De nombreux survivants croyaient que leurs témoignages confidentiels seraient détruits, et non archivés pour la postérité.

par MOIRA FARR | 07 OCT 15

Après des années passées à assembler des millions de documents et à entendre les témoignages des milliers d’Autochtones victimes de mauvais traitements dans les pensionnats indiens, la Commission de vérité et réconciliation (CVR) s’apprête à archiver, au Centre national de vérité et réconciliation (CNVR) de l’Université du Manitoba, les documents comportant pour la plupart des témoignages durs et déchirants. Le CNVR, dont l’ouverture au public est prévue cet automne, abritera un grand nombre d’archives historiques essentielles, témoignant d’un chapitre tragique et douloureux de l’histoire des Premières Nations et du Canada.

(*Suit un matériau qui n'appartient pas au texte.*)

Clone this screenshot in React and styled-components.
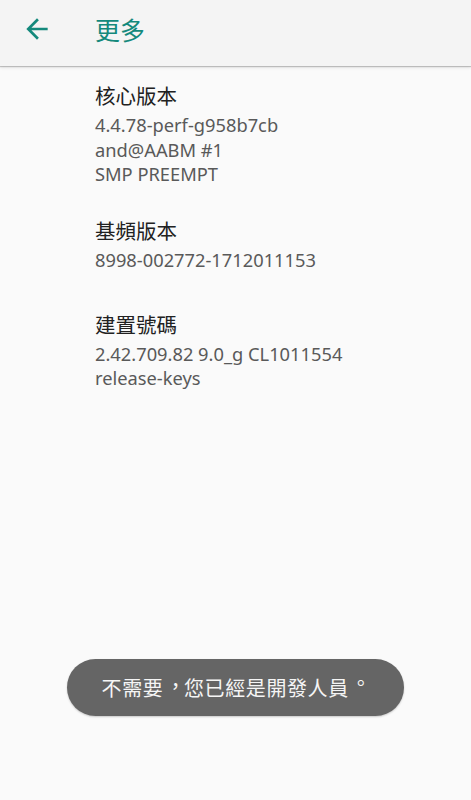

Une controverse a toutefois surgi autour de la conservation des témoignages des survivants, livrés sous couvert de confidentialité par ceux qui souhaitaient être indemnisés en raison des agressions subies. Beaucoup ont été choqués d’apprendre que les propos qu’ils ont livrés aux arbitres derrière des portes closes pourraient être préservés pour la postérité. L’an dernier, certains ont contesté la conservation de leurs témoignages devant un tribunal ontarien. Le juge Paul Perell a tranché : les documents issus du Processus d’évaluation indépendant pourront être conservés pendant 15 ans, mais les renseignements identificateurs qu’ils comportent devront être supprimés. Pour archiver les documents au-delà de cette période, il faudra obtenir le consentement des personnes qui ont livré les témoignages. Le juge Perell a ajouté que tout autre scénario équivaudrait à trahir la confiance des survivants et serait préjudiciable à la réconciliation.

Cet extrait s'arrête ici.